Por eso vale observar el rol de la maestra, interpretada por Andréa Ferréol, quien cede a todos los deseos de los hombres. Andréa permanece hasta el final, incluso cuando se aproxima la muerte, acompañando a los protagonistas hasta las últimas consecuencias. A pesar de entregarse a los placeres de la carne y la gula, ella no se deja absorber completamente; su personaje es el más complejo y enigmático de la película, y su postura nunca es resuelta por completo.
Aunque La gran comilona es claramente hija de su tiempo, es también un alegato contra un consumismo capaz de destruir la cohesión social. La tragicomedia de Ferreri nos confronta con seres sin valores que intentan llenar su vacío interno con excesos cada vez mayores, un proceso que los conduce inevitablemente a la destrucción.
Junto al director de fotografía Mario Vulpiani, Ferreri logra composiciones visuales que resaltan los diálogos, ya de por sí intensos y cargados de alusiones barrocas. Las opulentas y bizarras orgías culinarias evocan los bodegones del Barroco, que recordaban la transitoriedad de lo terrenal. No obstante, esta conciencia de la inevitable mortalidad, de la inutilidad espiritual del consumismo y del acopio de bienes o aventuras sexuales, no genera una sabiduría profunda; solo provoca una huida confusa hacia actividades "trascendentes", como la restauración de un viejo Bugatti o el narcisismo de la gimnasia.
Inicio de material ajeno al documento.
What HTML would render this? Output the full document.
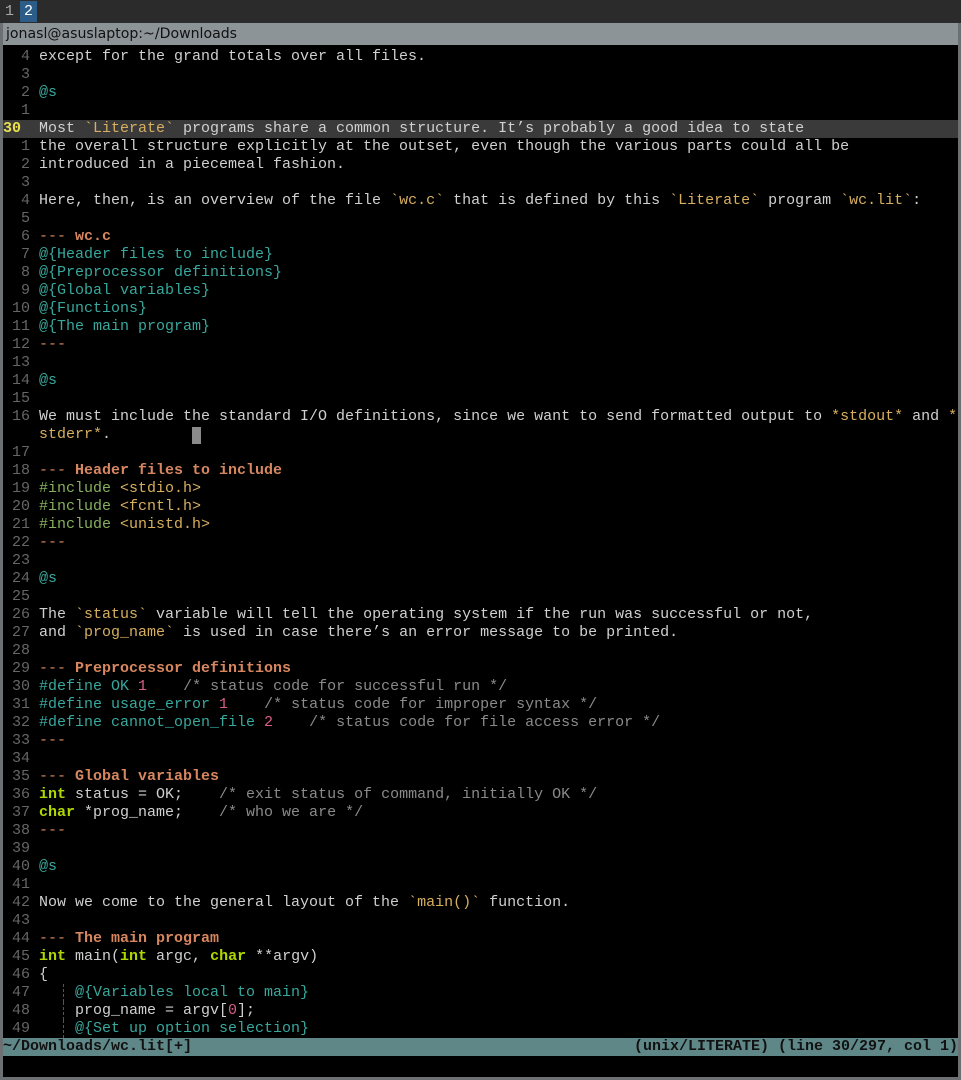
<!DOCTYPE html>
<html><head><meta charset="utf-8"><style>
body{margin:0;width:961px;height:1080px;background:#000;overflow:hidden;font-family:"Liberation Mono",monospace;font-size:15px;}
#tabs{position:absolute;left:0;top:0;width:961px;height:23px;background:#2b2b2b;}
.tab{position:absolute;top:1px;height:21px;width:17px;color:#aaa;font-family:"Liberation Mono",monospace;font-size:15px;line-height:21px;text-align:center}
#frame{position:absolute;left:0;top:23px;width:961px;height:1057px;background:#6c7073;}
#title{position:absolute;left:3px;top:23px;width:955px;height:22px;background:#8d9498;color:#111;font-family:"DejaVu Sans",sans-serif;font-size:14.1px;line-height:22px;padding-left:3px;box-sizing:border-box}
#term{position:absolute;left:3px;top:45px;width:955px;height:1032px;background:#000;}
#ed{position:absolute;left:3px;top:48px;width:955px;}
.l{height:18px;line-height:18px;white-space:pre;color:#d0d0d0;position:relative}
.n{display:inline-block;width:27px;text-align:right;color:#666;margin-right:9px}
.cur{background:#3a3a3a}
.cur .n{color:#e8e050;font-weight:bold;text-align:left;width:27px}
.s{color:#d7af5f}.t{color:#38a89d}.h{color:#d7875f;font-weight:bold}.d{color:#d7875f}
.g{color:#87af5f}.m{color:#d75f87}.c{color:#8a8a8a}.k{color:#afd700;font-weight:bold}.e{color:#d7af5f}
.ig{position:absolute;left:60px;top:0;height:18px;border-left:1px dashed #555}
#st{position:absolute;left:3px;top:1038px;width:955px;height:18px;line-height:18px;background:#5f8787;color:#111;font-weight:bold;white-space:pre;display:flex;justify-content:space-between}
#cursor{position:absolute;left:192px;top:427px;width:9px;height:17px;background:#8a8a8a}
</style></head><body>
<div id="tabs"><div class="tab" style="left:1px">1</div><div class="tab" style="left:20px;background:#2c5d88;color:#fff">2</div></div>
<div id="frame"></div>
<div id="title">jonasl@asuslaptop:~/Downloads</div>
<div id="term"></div>
<div id="ed">
<div class="l"><span class="n">4</span>except for the grand totals over all files.</div>
<div class="l"><span class="n">3</span></div>
<div class="l"><span class="n">2</span><span class="t">@s</span></div>
<div class="l"><span class="n">1</span></div>
<div class="l cur"><span class="n">30</span>Most <span class="s">`Literate`</span> programs share a common structure. It’s probably a good idea to state</div>
<div class="l"><span class="n">1</span>the overall structure explicitly at the outset, even though the various parts could all be</div>
<div class="l"><span class="n">2</span>introduced in a piecemeal fashion.</div>
<div class="l"><span class="n">3</span></div>
<div class="l"><span class="n">4</span>Here, then, is an overview of the file <span class="s">`wc.c`</span> that is defined by this <span class="s">`Literate`</span> program <span class="s">`wc.lit`</span>:</div>
<div class="l"><span class="n">5</span></div>
<div class="l"><span class="n">6</span><span class="d">--- </span><span class="h">wc.c</span></div>
<div class="l"><span class="n">7</span><span class="t">@{Header files to include}</span></div>
<div class="l"><span class="n">8</span><span class="t">@{Preprocessor definitions}</span></div>
<div class="l"><span class="n">9</span><span class="t">@{Global variables}</span></div>
<div class="l"><span class="n">10</span><span class="t">@{Functions}</span></div>
<div class="l"><span class="n">11</span><span class="t">@{The main program}</span></div>
<div class="l"><span class="n">12</span><span class="d">---</span></div>
<div class="l"><span class="n">13</span></div>
<div class="l"><span class="n">14</span><span class="t">@s</span></div>
<div class="l"><span class="n">15</span></div>
<div class="l"><span class="n">16</span>We must include the standard I/O definitions, since we want to send formatted output to <span class="e">*stdout*</span> and <span class="e">*</span></div>
<div class="l"><span class="n"></span><span class="e">stderr*</span>.</div>
<div class="l"><span class="n">17</span></div>
<div class="l"><span class="n">18</span><span class="d">--- </span><span class="h">Header files to include</span></div>
<div class="l"><span class="n">19</span><span class="g">#include </span><span class="s">&lt;stdio.h&gt;</span></div>
<div class="l"><span class="n">20</span><span class="g">#include </span><span class="s">&lt;fcntl.h&gt;</span></div>
<div class="l"><span class="n">21</span><span class="g">#include </span><span class="s">&lt;unistd.h&gt;</span></div>
<div class="l"><span class="n">22</span><span class="d">---</span></div>
<div class="l"><span class="n">23</span></div>
<div class="l"><span class="n">24</span><span class="t">@s</span></div>
<div class="l"><span class="n">25</span></div>
<div class="l"><span class="n">26</span>The <span class="s">`status`</span> variable will tell the operating system if the run was successful or not,</div>
<div class="l"><span class="n">27</span>and <span class="s">`prog_name`</span> is used in case there’s an error message to be printed.</div>
<div class="l"><span class="n">28</span></div>
<div class="l"><span class="n">29</span><span class="d">--- </span><span class="h">Preprocessor definitions</span></div>
<div class="l"><span class="n">30</span><span class="t">#define OK </span><span class="m">1</span>    <span class="c">/* status code for successful run */</span></div>
<div class="l"><span class="n">31</span><span class="t">#define usage_error </span><span class="m">1</span>    <span class="c">/* status code for improper syntax */</span></div>
<div class="l"><span class="n">32</span><span class="t">#define cannot_open_file </span><span class="m">2</span>    <span class="c">/* status code for file access error */</span></div>
<div class="l"><span class="n">33</span><span class="d">---</span></div>
<div class="l"><span class="n">34</span></div>
<div class="l"><span class="n">35</span><span class="d">--- </span><span class="h">Global variables</span></div>
<div class="l"><span class="n">36</span><span class="k">int</span> status = OK;    <span class="c">/* exit status of command, initially OK */</span></div>
<div class="l"><span class="n">37</span><span class="k">char</span> *prog_name;    <span class="c">/* who we are */</span></div>
<div class="l"><span class="n">38</span><span class="d">---</span></div>
<div class="l"><span class="n">39</span></div>
<div class="l"><span class="n">40</span><span class="t">@s</span></div>
<div class="l"><span class="n">41</span></div>
<div class="l"><span class="n">42</span>Now we come to the general layout of the <span class="s">`main()`</span> function.</div>
<div class="l"><span class="n">43</span></div>
<div class="l"><span class="n">44</span><span class="d">--- </span><span class="h">The main program</span></div>
<div class="l"><span class="n">45</span><span class="k">int</span> main(<span class="k">int</span> argc, <span class="k">char</span> **argv)</div>
<div class="l"><span class="n">46</span>{</div>
<div class="l"><span class="n">47</span><span class="ig"></span>    <span class="t">@{Variables local to main}</span></div>
<div class="l"><span class="n">48</span><span class="ig"></span>    prog_name = argv[<span class="m">0</span>];</div>
<div class="l"><span class="n">49</span><span class="ig"></span>    <span class="t">@{Set up option selection}</span></div>
</div>
<div id="cursor"></div>
<div id="st"><span>~/Downloads/wc.lit[+]</span><span>(unix/LITERATE) (line 30/297, col 1)</span></div>
</body></html>
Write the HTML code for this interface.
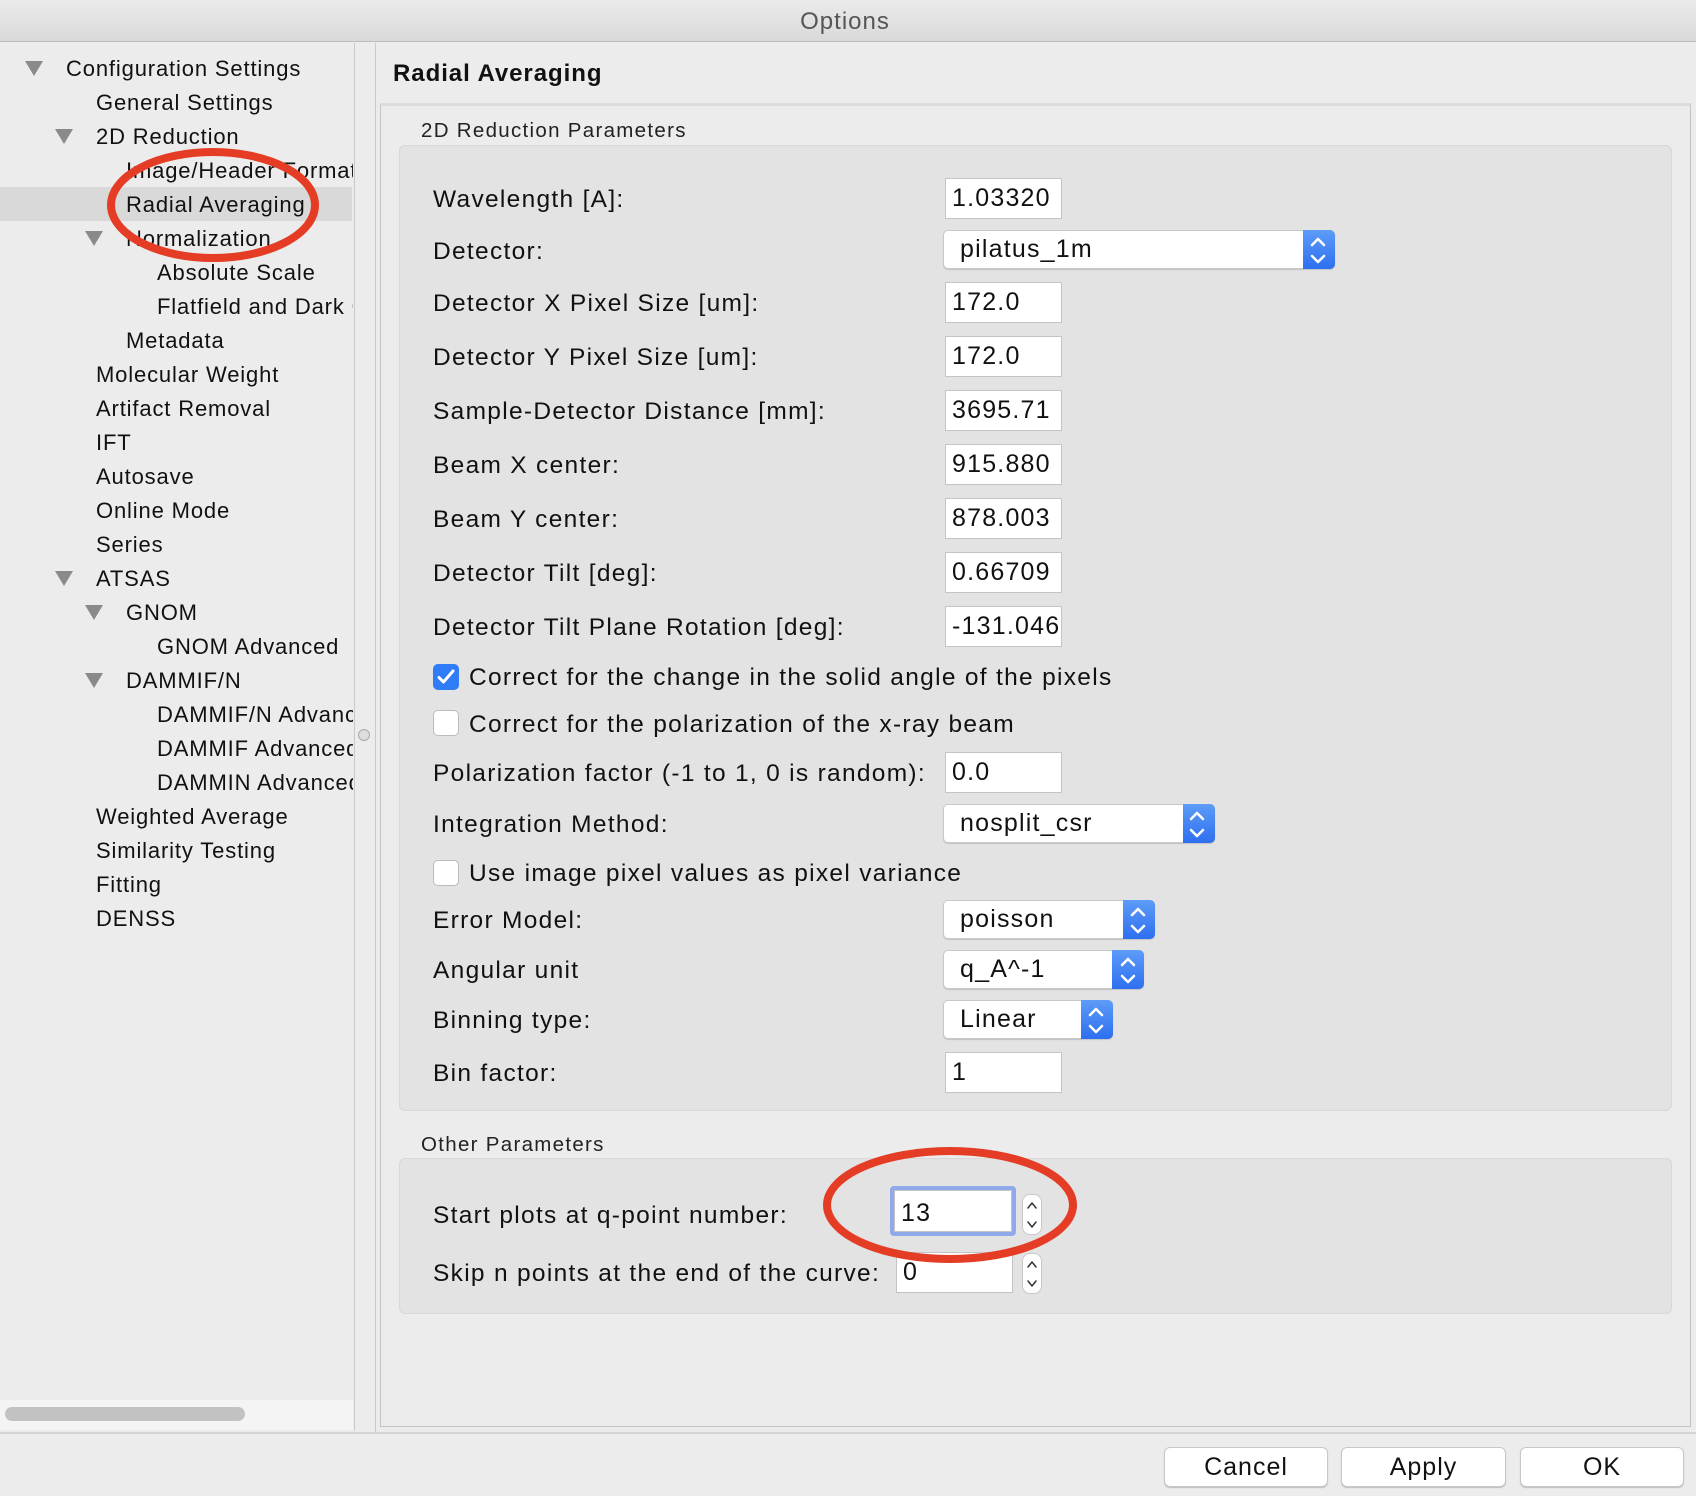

Ferreri, maestro del escándalo, confesó alguna vez que quiso titular su obra "Comer, follar, cagar, morir"—un resumen crudo que sintetiza el macabro espíritu de esta sátira, donde no hay nada detrás más que el vacío existencial del que son presas sus protagonistas. Más de cincuenta años después de su debut infame, La gran comilona no solo sobrevive como un hito extravagante del cine de los setentas, sino que continúa escarbando en las capas más incómodas de nuestra naturaleza consumista.